The Celtics would capture their sixth NBA Championship during Havlicek's rookie season, and the team's fifth in a row. For Havlicek, an All-Rookie Team selection capped his dream season, but, like all great players, it wasn't success that fueled his desire to be the best. He understood that while many of his points came off fast break opportunities, it was going to take much more than that if he wanted to become an elite player in the NBA. Still, there were skeptics; many of these so-called experts at the time questioned Havlicek's shooting and ball handling, speculating that the Ohio State product couldn't expand his game, but Havlicek proved to be his own harshest critic. He took thousands of shots and worked hard on his dribbling during the off-season.

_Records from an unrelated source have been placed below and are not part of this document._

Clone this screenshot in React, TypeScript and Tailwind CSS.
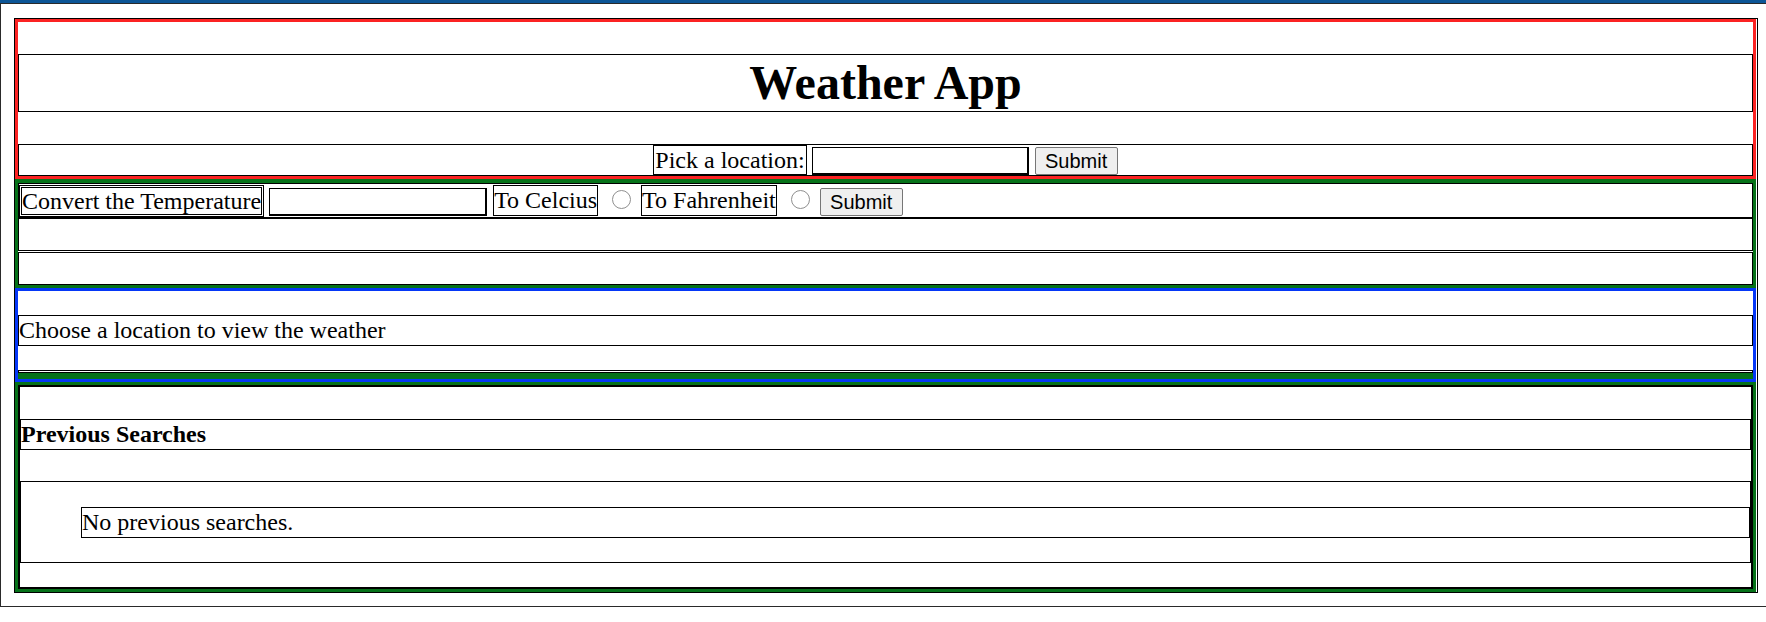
import React from 'react';

const serif = "font-['Liberation_Serif','Times_New_Roman',serif]";

function Radio() {
  return <span className="ml-[14px] mr-[10px] w-[19px] h-[19px] rounded-full border border-[#8f8f8f] bg-white shrink-0" />;
}

function SubmitButton() {
  return (
    <button className="flex items-center justify-center h-[28px] w-[83px] border border-[#767676] bg-[#efefef] rounded-[2px] font-['Liberation_Sans',Arial,sans-serif] text-[20px] leading-[22px] text-black">
      Submit
    </button>
  );
}

export default function App() {
  return (
    <div className={`w-[1766px] h-[622px] overflow-hidden bg-white text-black text-[24px] ${serif}`}>
      <div className="h-[3px] bg-[#0c5596]" />
      <div className="border-t border-l border-b border-[#2a2a2a] pt-[14px] pl-[13px] pr-[8px] pb-[13px]">
        <div className="border border-black">
          {/* header */}
          <div className="mr-px border-[3px] border-[#fb2323]">
            <h1 className="my-8 h-[58px] border border-black text-center text-[48px] font-bold leading-[56px]">Weather App</h1>
            <form className="h-[32px] border border-black flex justify-center items-start">
              <label className="h-[30px] border border-black px-px leading-[28px]">Pick a location:</label>
              <input className="ml-[5px] mt-[2px] w-[217px] h-[28px] border border-black border-b-2 border-r-2 bg-white" />
              <div className="ml-[6px] mt-[2px] flex"><SubmitButton /></div>
            </form>
          </div>

          {/* converter */}
          <div className="mr-px border-[3px] border-t-[4px] border-[#067219]">
            <form className="h-[35px] border border-black flex items-start">
              <label className="mt-px h-[32px] border border-black p-px">
                <span className="block h-[28px] border border-black leading-[26px]">Convert the Temperature</span>
              </label>
              <input className="ml-[5px] mt-[4px] w-[218px] h-[28px] border border-black border-b-2 border-r-2 bg-white" />
              <label className="ml-[6px] mt-px h-[31px] border border-black leading-[29px]">To Celcius</label>
              <div className="mt-[6px] flex"><Radio /></div>
              <label className="mt-px h-[31px] border border-black leading-[29px]">To Fahrenheit</label>
              <div className="mt-[6px] flex"><Radio /></div>
              <div className="mt-[4px] flex"><SubmitButton /></div>
            </form>
            <div className="h-[33px] border border-black" />
            <div className="mt-px h-[33px] border border-black" />
          </div>

          {/* weather */}
          <div className="mr-px border-[3px] border-[#0537f7]">
            <p className="my-6 h-[31px] border border-black leading-[29px]">Choose a location to view the weather</p>
            <div className="h-[3px] border border-black" />
            <div className="h-[6px] border-[3px] border-[#067219]" />
          </div>

          {/* history */}
          <div className="mr-px border-[3px] border-[#067219]">
            <div className="border border-black">
              <div className="border border-black">
                <h4 className="mt-8 mb-[31px] h-[31px] border border-black font-bold leading-[29px]">Previous Searches</h4>
                <ul className="mb-6 h-[82px] border border-black pl-[60px] list-none">
                  <li className="mt-[25px] h-[31px] border border-black leading-[29px]">No previous searches.</li>
                </ul>
              </div>
            </div>
          </div>
        </div>
      </div>
    </div>
  );
}
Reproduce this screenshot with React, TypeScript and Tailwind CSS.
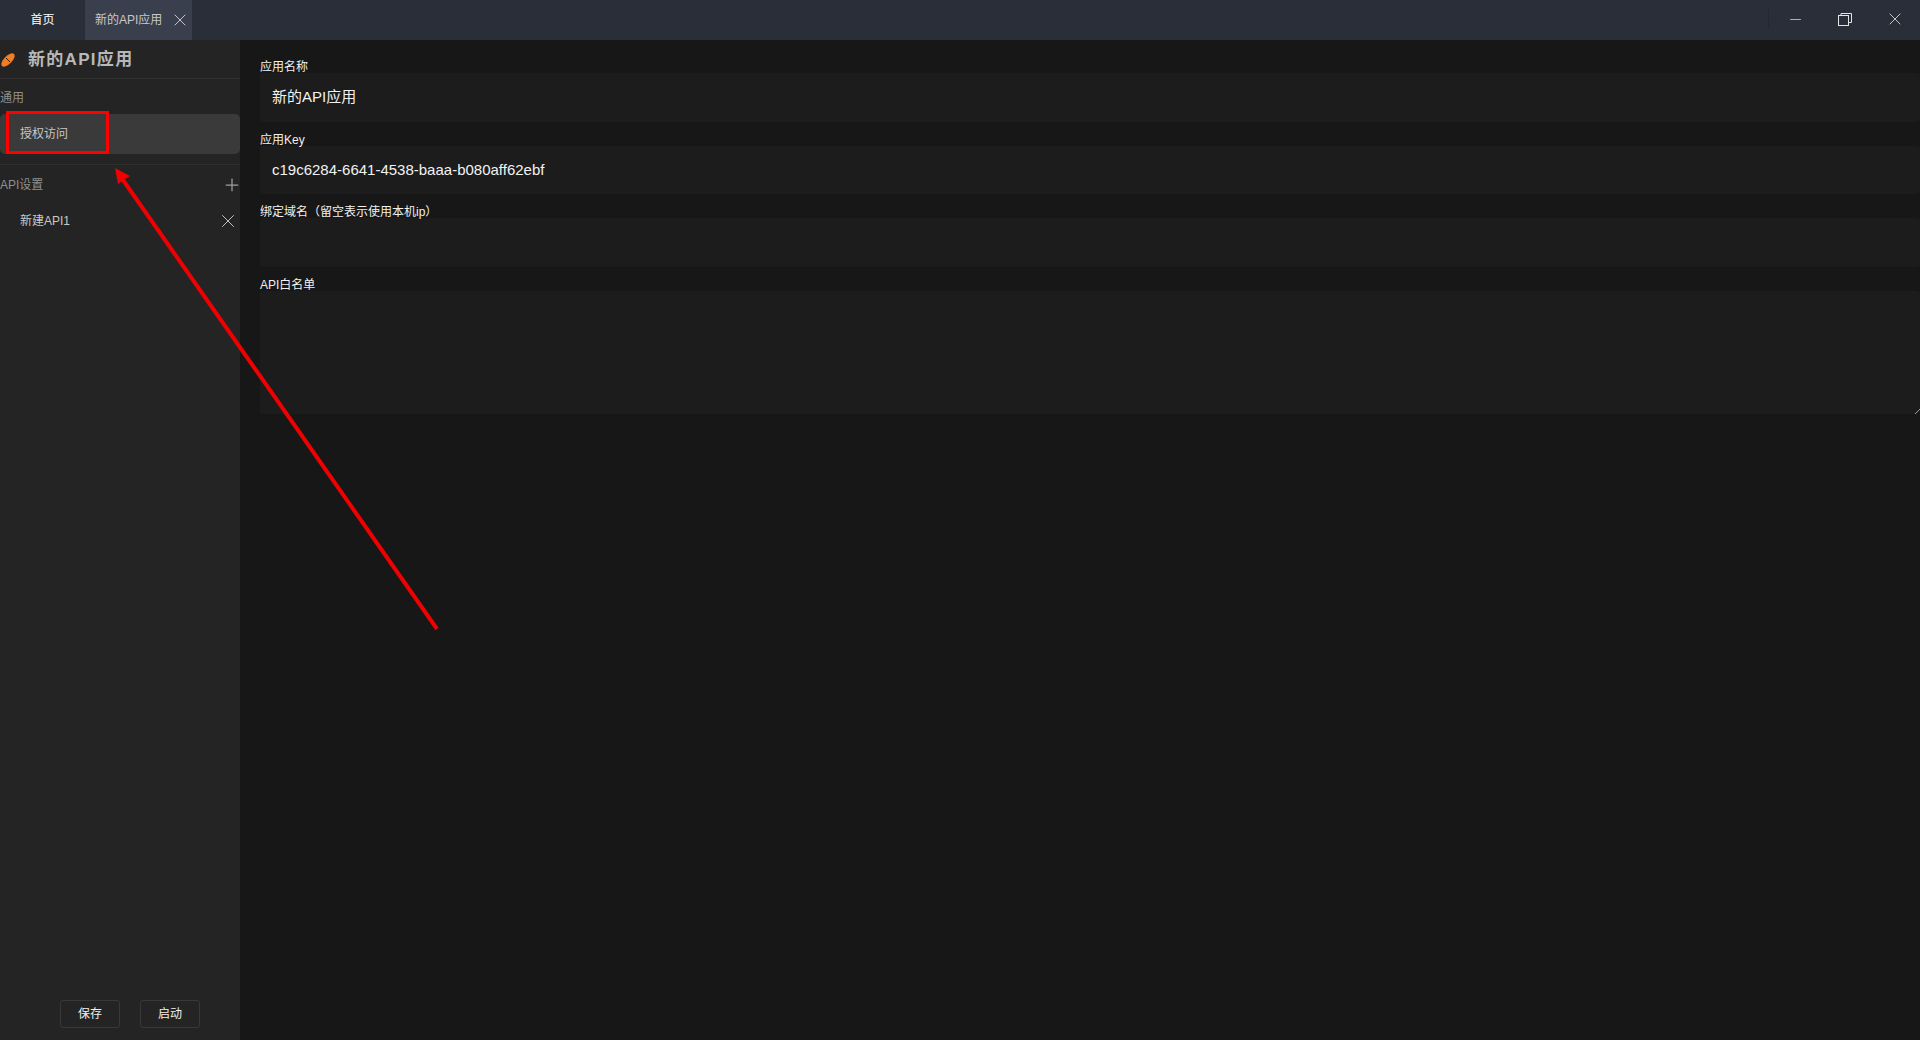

"I knew what I needed to work on," he says, "and I had the inner drive to push myself. I wanted to improve. I wanted to come back prepared to help the Celtics win another championship."
Havlicek, in many ways, was the precursor to modern day Celtic great Ray Allen in the way that he meticulously prepared his mind and body for basketball. Unlike the vast majority of his peers, Havlicek watched his diet and stayed active in basketball year round, and when he arrived at the '63 training camp he was a different player. He was a better ball handler with a more consistent shooting touch from the field. He led the team in scoring with a 19.9 ppg average, and the sixth man mantle was officially passed from Ramsey to Havlicek.